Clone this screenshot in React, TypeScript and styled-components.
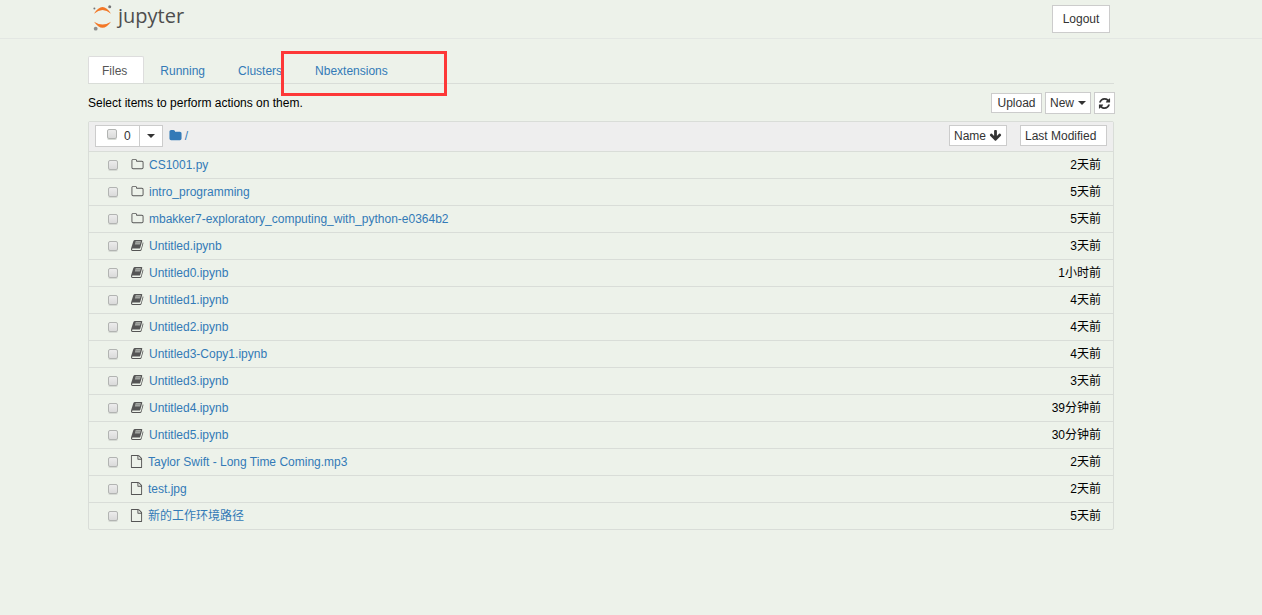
import React from "react";
import styled, { createGlobalStyle, css } from "styled-components";

const Global = createGlobalStyle`
  *, *::after { box-sizing: border-box; }
  body {
    margin: 0;
    min-height: 100vh;
    background: #edf2ea;
    color: #000;
    font: 12px/20px "Liberation Sans", "Noto Sans CJK SC", sans-serif;
  }
  a { color: #337ab7; text-decoration: none; }
  button, input { margin: 0; font: inherit; }
`;

const paths = {
  refresh: "M1639 1056q0 5-1 7-64 268-268 434.5t-478 166.5q-146 0-282.5-55t-243.5-157l-129 129q-19 19-45 19t-45-19-19-45v-448q0-26 19-45t45-19h448q26 0 45 19t19 45-19 45l-137 137q71 66 161 102t187 36q134 0 250-65t186-179q11-17 53-117 8-23 30-23h192q13 0 22.5 9.5t9.5 22.5zm25-800v448q0 26-19 45t-45 19h-448q-26 0-45-19t-19-45 19-45l138-138q-148-137-349-137-134 0-250 65t-186 179q-11 17-53 117-8 23-30 23h-199q-13 0-22.5-9.5t-9.5-22.5v-7q65-268 270-434.5t480-166.5q146 0 284 55.5t245 156.5l130-129q19-19 45-19t45 19 19 45z",
  arrow: "M1675 832q0 53-37 90l-651 652q-39 37-91 37-53 0-90-37l-651-652q-38-36-38-90 0-53 38-91l74-75q39-37 91-37 53 0 90 37l294 294v-704q0-52 38-90t90-38h128q52 0 90 38t38 90v704l294-294q37-37 90-37 52 0 91 37l75 75q37 39 37 91z",
  dir: "M1600 1312v-704q0-40-28-68t-68-28h-704q-40 0-68-28t-28-68v-64q0-40-28-68t-68-28h-320q-40 0-68 28t-28 68v960q0 40 28 68t68 28h1216q40 0 68-28t28-68zm128-704v704q0 92-66 158t-158 66h-1216q-92 0-158-66t-66-158v-960q0-92 66-158t158-66h320q92 0 158 66t66 158v32h672q92 0 158 66t66 158z",
  folder: "M1728 608v704q0 92-66 158t-158 66h-1216q-92 0-158-66t-66-158v-960q0-92 66-158t158-66h320q92 0 158 66t66 158v32h672q92 0 158 66t66 158z",
  file: "M1596 380q28 28 48 76t20 88v1152q0 40-28 68t-68 28h-1344q-40 0-68-28t-28-68v-1600q0-40 28-68t68-28h896q40 0 88 20t76 48zm-444-244v376h376q-10-29-22-41l-313-313q-12-12-41-22zm384 1528v-1024h-416q-40 0-68-28t-28-68v-416h-768v1536h1280z",
};
type IconName = keyof typeof paths;

const Svg = styled.svg<{ $size: number }>`
  display: block;
  flex: none;
  width: ${(p) => p.$size}px;
  height: ${(p) => p.$size}px;
  fill: currentColor;
`;
const Icon = ({ name, size = 13 }: { name: IconName; size?: number }) => (
  <Svg $size={size} viewBox="0 0 1792 1792" aria-hidden="true">
    <path d={paths[name]} />
  </Svg>
);
const BookIcon = () => (
  <Svg $size={13} viewBox="0 0 13 13" aria-hidden="true">
    <path d="M4 1H10.500Q11.500 1 11.200 2L9.200 8.900Q9 9.600 8 9.600H1.500Q.9 9.600 1.100 10.400Q1.300 11 2.200 11H8.800Q9.700 11 10 10.200L11.800 3.200Q12.600 3.600 12.300 4.500L10.500 10.900Q10.100 12 9.200 12H1.600Q.5 12 .1 10.900Q-.1 9.900.2 9L2.300 2.200Q2.800 1 4 1Z" />
    <path d="M4.700 2H10L8.900 5.400H3.800Z" fill="#a4a7a3" />
    <path d="M4.300 3.600H9.400" stroke="#858885" strokeWidth=".6" />
  </Svg>
);

const Caret = styled.span`
  border: 4px solid transparent;
  border-top-color: #333;
  border-bottom: 0;
`;

const Header = styled.header`
  display: flex;
  justify-content: space-between;
  align-items: flex-start;
  height: 39px;
  padding: 5px 152px 0 92px;
  border-bottom: 1px solid #e3e7e3;
`;
const Logo = styled.a`
  display: flex;
  gap: 4px;
  color: #4e4e4e;
  font: 500 20px/22px "Open Sans", sans-serif;
`;
const Planet = styled.svg`
  width: 22px;
  height: 26px;
`;

const control = css`
  display: flex;
  align-items: center;
  justify-content: center;
  border: 1px solid #ccc;
  border-radius: 0;
  background: #fff;
  color: #333;
  white-space: nowrap;
`;
const Button = styled.button<{ $h: number; $w: number }>`
  ${control}
  gap: 4px;
  height: ${(p) => p.$h}px;
  min-width: ${(p) => p.$w}px;
  padding: 0 3px;
`;
const SortButton = styled(Button)`
  justify-content: flex-start;
  gap: 3px;
  padding: 0 4px;
`;

const Main = styled.main`
  margin: 17px 148px 0 88px;
`;
const Tabs = styled.nav`
  display: flex;
  height: 28px;
  border-bottom: 1px solid #d9ddd8;
`;
const Tab = styled.a<{ $active?: boolean }>`
  height: 27px;
  padding: 4px 16px 0 13px;
  margin-right: 2px;
  border: 1px solid transparent;
  border-bottom: 0;
  border-radius: 2px 2px 0 0;
  ${(p) =>
    p.$active &&
    css`
      border-color: #ddd;
      background: #fff;
      color: #555;
    `}
`;
const TabMark = styled.span`
  position: relative;
  display: flex;
  &::after {
    content: "";
    position: absolute;
    left: -20px;
    top: -5px;
    width: 166px;
    height: 45px;
    border: 3px solid #fd3838;
    pointer-events: none;
  }
`;
const Toolbar = styled.div`
  display: flex;
  justify-content: space-between;
  height: 37px;
  padding-top: 8px;
`;
const Hint = styled.span`
  line-height: 22px;
`;
const Actions = styled.div`
  display: flex;
  align-items: center;
  gap: 3px;
  height: 22px;
  margin-right: -1px;
`;

const List = styled.section`
  border: 1px solid #d9ddd8;
  border-radius: 2px;
`;
const ListHeader = styled.div`
  display: flex;
  align-items: center;
  height: 29px;
  padding: 0 6px 2px;
  background: #eee;
`;
const Selector = styled.div`
  ${control}
  height: 22px;
`;
const SelectAll = styled.label`
  display: flex;
  align-items: center;
  gap: 7px;
  padding: 0 8px 0 11px;
`;
const SelectMenu = styled.button`
  display: flex;
  align-items: center;
  justify-content: center;
  width: 23px;
  height: 20px;
  padding: 0;
  border: 0;
  border-left: 1px solid #ccc;
  background: #fff;
`;
const Check = styled.input`
  appearance: none;
  flex: none;
  width: 10px;
  height: 10px;
  border: 1px solid #b2b4b2;
  border-radius: 2px;
  background: linear-gradient(#ececec, #dadada);
  box-shadow: 0 1px 0 #d6dad4;
  ${SelectAll} & {
    margin-bottom: 3px;
  }
`;
const Crumbs = styled.a`
  display: flex;
  align-items: center;
  gap: 3px;
  margin: 0 auto 0 6px;
`;
const Sorters = styled.div`
  display: flex;
  gap: 13px;
`;

const Rows = styled.ul`
  margin: 0;
  padding: 0;
  list-style: none;
`;
const Row = styled.li<{ $kind: string }>`
  display: flex;
  align-items: center;
  height: 27px;
  padding: 0 12px 0 19px;
  border-top: 1px solid #d9ddd8;
`;
const Glyph = styled.span<{ $file: boolean }>`
  margin: 0 5px 2px ${(p) => (p.$file ? 12 : 13)}px;
  color: #555;
`;
const When = styled.time`
  margin-left: auto;
`;

const files: [IconName | "book", string, string][] = [
  ["dir", "CS1001.py", "2天前"],
  ["dir", "intro_programming", "5天前"],
  ["dir", "mbakker7-exploratory_computing_with_python-e0364b2", "5天前"],
  ["book", "Untitled.ipynb", "3天前"],
  ["book", "Untitled0.ipynb", "1小时前"],
  ["book", "Untitled1.ipynb", "4天前"],
  ["book", "Untitled2.ipynb", "4天前"],
  ["book", "Untitled3-Copy1.ipynb", "4天前"],
  ["book", "Untitled3.ipynb", "3天前"],
  ["book", "Untitled4.ipynb", "39分钟前"],
  ["book", "Untitled5.ipynb", "30分钟前"],
  ["file", "Taylor Swift - Long Time Coming.mp3", "2天前"],
  ["file", "test.jpg", "2天前"],
  ["file", "新的工作环境路径", "5天前"],
];

export default function App() {
  return (
    <>
      <Global />
      <Header>
        <Logo href="#">
          <Planet viewBox="0 0 22 26" aria-hidden="true">
            <path d="M2 8.700Q10.500 -4.700 19 8.700Q10.500 1.300 2 8.700Z" fill="#f37726" />
            <path d="M2 16.700Q10.500 28.700 19 16.700Q10.500 22.300 2 16.700Z" fill="#f37726" />
            <circle cx="17.700" cy="1.700" r="1.500" fill="#767677" />
            <circle cx="2.400" cy="3.400" r="1" fill="#767677" />
            <circle cx="3.700" cy="23.700" r="1.900" fill="#8e8e8e" />
          </Planet>
          jupyter
        </Logo>
        <Button $h={28} $w={58}>Logout</Button>
      </Header>
      <Main>
        <Tabs>
          <Tab href="#" $active>Files</Tab>
          <Tab href="#">Running</Tab>
          <Tab href="#">Clusters</Tab>
          <TabMark><Tab href="#">Nbextensions</Tab></TabMark>
        </Tabs>
        <Toolbar>
          <Hint>Select items to perform actions on them.</Hint>
          <Actions>
            <Button $h={20} $w={51}>Upload</Button>
            <Button $h={22} $w={46}>New <Caret /></Button>
            <Button $h={22} $w={21} aria-label="Refresh"><Icon name="refresh" /></Button>
          </Actions>
        </Toolbar>
        <List>
          <ListHeader>
            <Selector>
              <SelectAll><Check type="checkbox" />0</SelectAll>
              <SelectMenu aria-label="Select by type"><Caret /></SelectMenu>
            </Selector>
            <Crumbs href="#"><Icon name="folder" />/</Crumbs>
            <Sorters>
              <SortButton $h={21} $w={58}>Name <Icon name="arrow" /></SortButton>
              <SortButton $h={21} $w={87}>Last Modified</SortButton>
            </Sorters>
          </ListHeader>
          <Rows>
            {files.map(([icon, name, when]) => (
              <Row key={name} $kind={icon}>
                <Check type="checkbox" aria-label={name} />
                <Glyph $file={icon === "file"}>{icon === "book" ? <BookIcon /> : <Icon name={icon} />}</Glyph>
                <a href="#">{name}</a>
                <When>{when}</When>
              </Row>
            ))}
          </Rows>
        </List>
      </Main>
    </>
  );
}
---+---
◆ Written problem
Scan the material above for the string "components" and return the lines that hold it.

◆ The output
Clone this screenshot in React, TypeScript and styled-components.
import styled, { createGlobalStyle, css } from "styled-components";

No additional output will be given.